**Brief:** Everything from the first line of the data through the line with "175H243.7V44H194.7V27.5H312.3V44H263V175H375C354 168 339" is to be echoed exactly, minus the pictures.

**Dataset excerpt:**
***

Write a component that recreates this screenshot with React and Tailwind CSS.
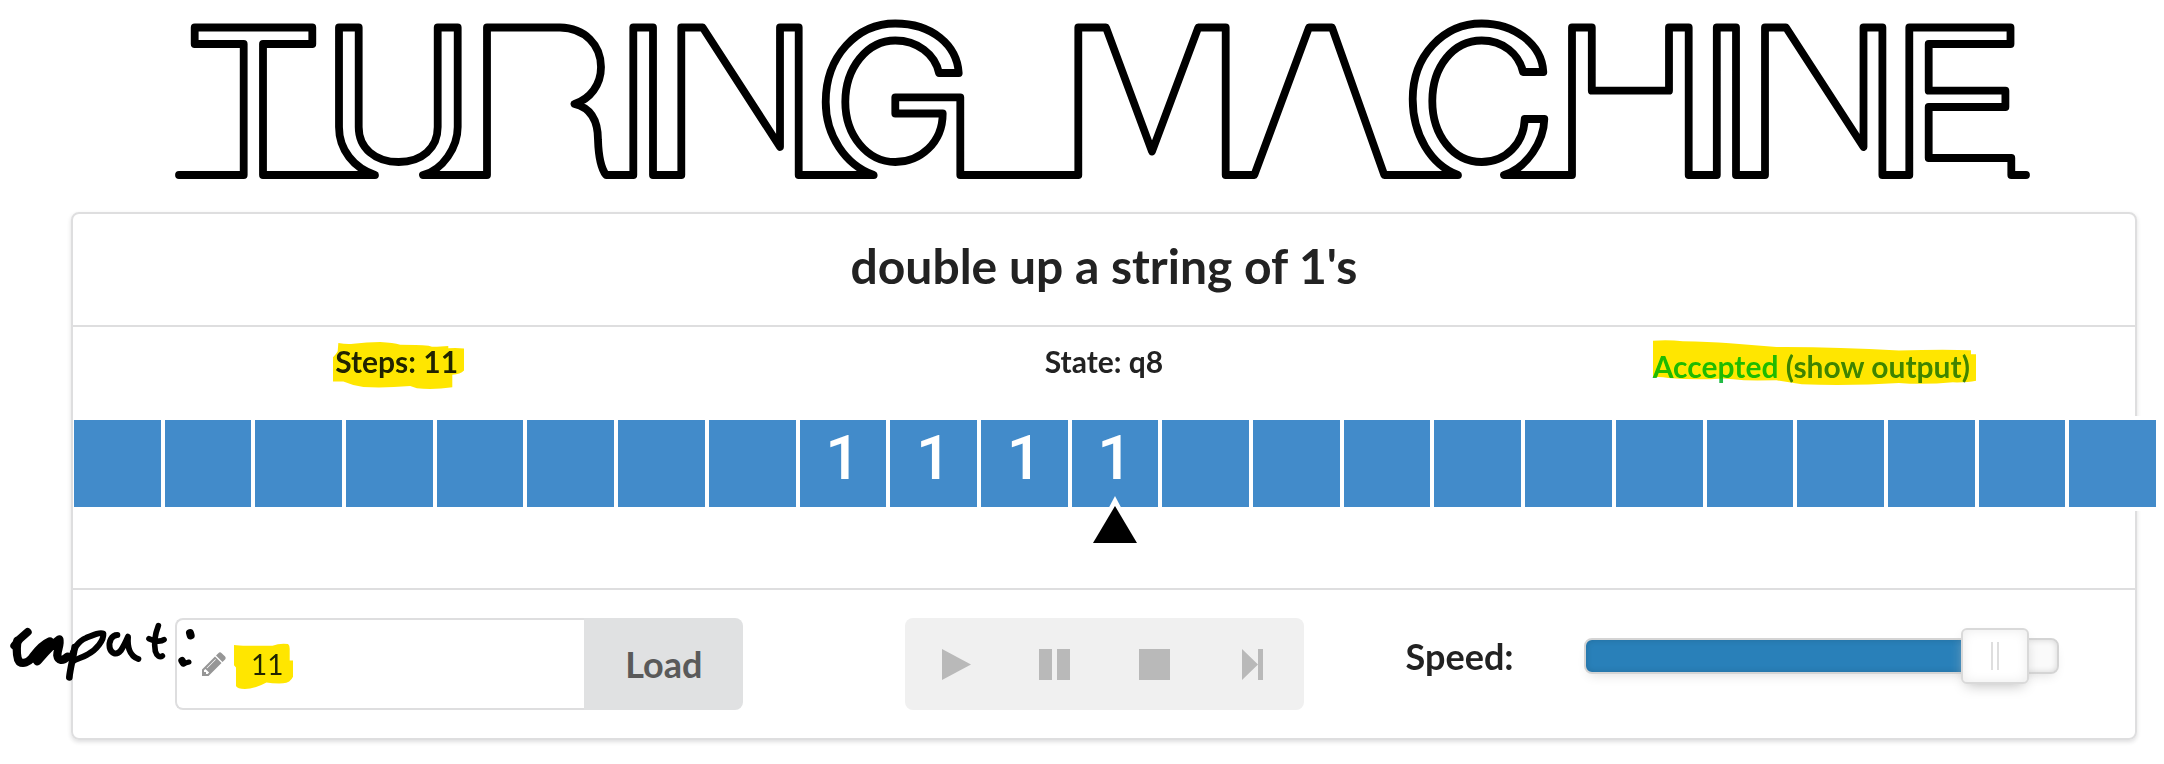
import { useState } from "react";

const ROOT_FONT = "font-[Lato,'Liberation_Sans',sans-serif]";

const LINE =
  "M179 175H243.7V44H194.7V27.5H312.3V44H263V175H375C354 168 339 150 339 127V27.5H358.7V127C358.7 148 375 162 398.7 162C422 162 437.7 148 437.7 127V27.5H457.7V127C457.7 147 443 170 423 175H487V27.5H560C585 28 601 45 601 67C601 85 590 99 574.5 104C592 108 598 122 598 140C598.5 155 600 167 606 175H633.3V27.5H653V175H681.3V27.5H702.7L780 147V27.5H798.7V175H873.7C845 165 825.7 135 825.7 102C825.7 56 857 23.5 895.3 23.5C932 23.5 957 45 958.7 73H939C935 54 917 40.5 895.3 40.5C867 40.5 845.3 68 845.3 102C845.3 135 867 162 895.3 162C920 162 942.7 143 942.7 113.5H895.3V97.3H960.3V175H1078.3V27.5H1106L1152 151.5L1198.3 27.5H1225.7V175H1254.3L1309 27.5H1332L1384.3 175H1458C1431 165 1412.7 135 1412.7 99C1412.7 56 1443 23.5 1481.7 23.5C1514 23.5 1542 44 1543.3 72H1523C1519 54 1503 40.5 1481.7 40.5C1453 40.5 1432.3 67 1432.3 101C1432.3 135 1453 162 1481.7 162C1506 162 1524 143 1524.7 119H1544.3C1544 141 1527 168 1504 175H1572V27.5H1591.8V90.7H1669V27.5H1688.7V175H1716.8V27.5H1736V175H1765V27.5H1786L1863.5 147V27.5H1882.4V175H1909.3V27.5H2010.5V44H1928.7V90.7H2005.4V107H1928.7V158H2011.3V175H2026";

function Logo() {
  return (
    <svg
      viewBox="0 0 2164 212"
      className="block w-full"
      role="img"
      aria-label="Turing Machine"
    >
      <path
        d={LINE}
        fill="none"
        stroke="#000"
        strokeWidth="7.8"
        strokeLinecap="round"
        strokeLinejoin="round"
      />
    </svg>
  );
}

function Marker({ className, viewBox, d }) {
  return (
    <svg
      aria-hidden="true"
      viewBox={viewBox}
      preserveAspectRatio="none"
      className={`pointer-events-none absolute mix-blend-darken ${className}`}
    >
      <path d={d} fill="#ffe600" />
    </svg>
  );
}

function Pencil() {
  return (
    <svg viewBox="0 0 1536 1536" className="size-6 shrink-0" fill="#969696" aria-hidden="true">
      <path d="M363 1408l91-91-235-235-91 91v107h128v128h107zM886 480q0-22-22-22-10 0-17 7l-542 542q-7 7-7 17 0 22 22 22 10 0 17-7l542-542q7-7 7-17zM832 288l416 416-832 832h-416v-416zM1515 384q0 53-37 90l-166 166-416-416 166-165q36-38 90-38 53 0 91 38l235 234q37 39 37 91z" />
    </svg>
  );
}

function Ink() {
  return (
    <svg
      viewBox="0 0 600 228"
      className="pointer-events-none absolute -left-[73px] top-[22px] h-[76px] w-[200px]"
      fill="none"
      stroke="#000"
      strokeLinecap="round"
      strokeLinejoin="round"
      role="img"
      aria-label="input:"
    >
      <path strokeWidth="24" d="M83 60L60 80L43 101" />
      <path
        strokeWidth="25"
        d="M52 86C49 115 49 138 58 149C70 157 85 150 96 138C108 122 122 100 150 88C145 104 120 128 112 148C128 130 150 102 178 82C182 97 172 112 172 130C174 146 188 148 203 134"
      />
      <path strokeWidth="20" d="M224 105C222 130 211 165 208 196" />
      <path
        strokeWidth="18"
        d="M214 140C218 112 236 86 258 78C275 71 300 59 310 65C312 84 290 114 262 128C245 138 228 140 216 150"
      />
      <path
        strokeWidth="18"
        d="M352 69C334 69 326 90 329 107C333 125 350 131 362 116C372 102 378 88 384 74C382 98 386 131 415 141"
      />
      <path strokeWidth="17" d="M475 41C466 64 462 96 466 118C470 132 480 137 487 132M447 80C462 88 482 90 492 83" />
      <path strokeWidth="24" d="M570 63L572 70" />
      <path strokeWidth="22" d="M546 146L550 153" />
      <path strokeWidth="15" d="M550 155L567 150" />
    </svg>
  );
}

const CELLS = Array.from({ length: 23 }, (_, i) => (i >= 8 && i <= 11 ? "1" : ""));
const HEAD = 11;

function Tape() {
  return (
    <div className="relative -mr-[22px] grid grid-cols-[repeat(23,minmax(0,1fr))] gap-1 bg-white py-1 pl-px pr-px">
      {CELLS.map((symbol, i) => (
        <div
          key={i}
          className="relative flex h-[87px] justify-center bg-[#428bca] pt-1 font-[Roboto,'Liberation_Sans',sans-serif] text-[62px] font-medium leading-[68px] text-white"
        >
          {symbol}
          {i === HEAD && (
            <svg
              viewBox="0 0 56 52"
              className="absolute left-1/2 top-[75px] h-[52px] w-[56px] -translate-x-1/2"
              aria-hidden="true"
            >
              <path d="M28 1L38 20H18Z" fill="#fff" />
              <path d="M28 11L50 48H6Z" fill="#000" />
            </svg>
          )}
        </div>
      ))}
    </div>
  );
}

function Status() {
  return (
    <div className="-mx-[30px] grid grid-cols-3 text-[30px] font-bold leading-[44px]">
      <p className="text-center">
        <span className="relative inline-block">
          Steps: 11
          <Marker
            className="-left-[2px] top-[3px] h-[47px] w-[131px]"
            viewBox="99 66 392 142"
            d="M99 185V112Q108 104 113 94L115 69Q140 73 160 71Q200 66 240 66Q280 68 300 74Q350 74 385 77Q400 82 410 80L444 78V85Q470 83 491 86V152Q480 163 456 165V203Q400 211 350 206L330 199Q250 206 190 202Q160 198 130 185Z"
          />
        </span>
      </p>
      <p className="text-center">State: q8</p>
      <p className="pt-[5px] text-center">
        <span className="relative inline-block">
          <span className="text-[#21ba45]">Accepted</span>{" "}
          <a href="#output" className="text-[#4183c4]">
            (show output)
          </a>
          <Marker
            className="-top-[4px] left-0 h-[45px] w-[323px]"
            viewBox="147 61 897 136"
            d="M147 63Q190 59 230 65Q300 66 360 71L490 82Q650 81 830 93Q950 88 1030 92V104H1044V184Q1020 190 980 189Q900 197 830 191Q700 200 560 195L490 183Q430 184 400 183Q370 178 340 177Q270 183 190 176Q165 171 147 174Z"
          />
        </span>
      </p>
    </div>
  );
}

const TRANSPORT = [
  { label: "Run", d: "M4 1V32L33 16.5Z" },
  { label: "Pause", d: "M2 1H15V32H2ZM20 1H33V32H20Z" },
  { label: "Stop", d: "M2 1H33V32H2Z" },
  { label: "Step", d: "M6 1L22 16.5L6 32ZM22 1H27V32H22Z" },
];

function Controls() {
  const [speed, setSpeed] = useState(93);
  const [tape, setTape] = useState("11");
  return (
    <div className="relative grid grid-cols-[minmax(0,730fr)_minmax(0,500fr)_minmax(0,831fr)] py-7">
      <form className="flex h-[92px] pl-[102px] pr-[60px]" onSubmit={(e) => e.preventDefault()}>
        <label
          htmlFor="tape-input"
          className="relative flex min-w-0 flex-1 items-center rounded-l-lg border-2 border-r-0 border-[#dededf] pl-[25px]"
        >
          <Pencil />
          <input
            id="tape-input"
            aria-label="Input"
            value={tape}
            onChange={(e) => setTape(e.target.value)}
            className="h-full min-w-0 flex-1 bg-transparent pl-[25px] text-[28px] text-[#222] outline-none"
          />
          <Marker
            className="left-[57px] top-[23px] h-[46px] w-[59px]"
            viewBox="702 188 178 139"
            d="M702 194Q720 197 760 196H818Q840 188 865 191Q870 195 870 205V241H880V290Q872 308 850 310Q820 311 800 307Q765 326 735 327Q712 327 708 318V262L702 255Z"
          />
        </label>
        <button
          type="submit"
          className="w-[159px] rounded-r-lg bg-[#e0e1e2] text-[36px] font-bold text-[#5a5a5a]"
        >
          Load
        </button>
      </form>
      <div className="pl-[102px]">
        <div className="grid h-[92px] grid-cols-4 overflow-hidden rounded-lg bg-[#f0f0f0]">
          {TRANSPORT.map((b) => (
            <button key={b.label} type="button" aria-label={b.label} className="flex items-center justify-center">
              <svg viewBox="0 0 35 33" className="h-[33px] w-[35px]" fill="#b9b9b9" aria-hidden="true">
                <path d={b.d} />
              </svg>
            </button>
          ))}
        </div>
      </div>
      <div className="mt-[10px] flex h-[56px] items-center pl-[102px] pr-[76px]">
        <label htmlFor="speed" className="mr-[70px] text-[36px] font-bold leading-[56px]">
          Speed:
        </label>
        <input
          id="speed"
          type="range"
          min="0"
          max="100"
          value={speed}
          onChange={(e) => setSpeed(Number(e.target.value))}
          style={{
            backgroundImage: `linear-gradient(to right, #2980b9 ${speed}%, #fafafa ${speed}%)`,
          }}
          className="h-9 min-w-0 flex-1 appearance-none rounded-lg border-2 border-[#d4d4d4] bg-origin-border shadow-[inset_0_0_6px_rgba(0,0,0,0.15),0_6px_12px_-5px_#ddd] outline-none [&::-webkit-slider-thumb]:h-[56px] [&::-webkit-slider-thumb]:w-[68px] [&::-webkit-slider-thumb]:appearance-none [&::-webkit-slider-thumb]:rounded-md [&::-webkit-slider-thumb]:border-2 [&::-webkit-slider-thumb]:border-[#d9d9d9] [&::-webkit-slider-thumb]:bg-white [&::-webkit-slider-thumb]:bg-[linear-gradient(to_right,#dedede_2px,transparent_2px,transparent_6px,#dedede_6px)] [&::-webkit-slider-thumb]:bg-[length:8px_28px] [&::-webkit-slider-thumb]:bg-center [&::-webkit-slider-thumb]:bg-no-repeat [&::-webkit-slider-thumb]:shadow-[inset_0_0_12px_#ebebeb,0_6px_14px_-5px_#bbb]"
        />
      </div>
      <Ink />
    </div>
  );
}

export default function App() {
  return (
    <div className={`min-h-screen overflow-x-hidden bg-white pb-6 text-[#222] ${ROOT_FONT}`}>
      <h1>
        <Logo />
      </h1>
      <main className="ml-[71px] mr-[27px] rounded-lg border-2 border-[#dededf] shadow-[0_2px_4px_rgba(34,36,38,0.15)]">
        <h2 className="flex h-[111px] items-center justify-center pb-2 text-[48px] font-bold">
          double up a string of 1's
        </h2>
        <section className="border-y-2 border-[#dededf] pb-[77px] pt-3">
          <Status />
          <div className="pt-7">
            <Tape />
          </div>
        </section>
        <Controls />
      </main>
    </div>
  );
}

***

**Answer for the task:**
Write a component that recreates this screenshot with React and Tailwind CSS.
import { useState } from "react";

const ROOT_FONT = "font-[Lato,'Liberation_Sans',sans-serif]";

const LINE =
  "M179 175H243.7V44H194.7V27.5H312.3V44H263V175H375C354 168 339 150 339 127V27.5H358.7V127C358.7 148 375 162 398.7 162C422 162 437.7 148 437.7 127V27.5H457.7V127C457.7 147 443 170 423 175H487V27.5H560C585 28 601 45 601 67C601 85 590 99 574.5 104C592 108 598 122 598 140C598.5 155 600 167 606 175H633.3V27.5H653V175H681.3V27.5H702.7L780 147V27.5H798.7V175H873.7C845 165 825.7 135 825.7 102C825.7 56 857 23.5 895.3 23.5C932 23.5 957 45 958.7 73H939C935 54 917 40.5 895.3 40.5C867 40.5 845.3 68 845.3 102C845.3 135 867 162 895.3 162C920 162 942.7 143 942.7 113.5H895.3V97.3H960.3V175H1078.3V27.5H1106L1152 151.5L1198.3 27.5H1225.7V175H1254.3L1309 27.5H1332L1384.3 175H1458C1431 165 1412.7 135 1412.7 99C1412.7 56 1443 23.5 1481.7 23.5C1514 23.5 1542 44 1543.3 72H1523C1519 54 1503 40.5 1481.7 40.5C1453 40.5 1432.3 67 1432.3 101C1432.3 135 1453 162 1481.7 162C1506 162 1524 143 1524.7 119H1544.3C1544 141 1527 168 1504 175H1572V27.5H1591.8V90.7H1669V27.5H1688.7V175H1716.8V27.5H1736V175H1765V27.5H1786L1863.5 147V27.5H1882.4V175H1909.3V27.5H2010.5V44H1928.7V90.7H2005.4V107H1928.7V158H2011.3V175H2026";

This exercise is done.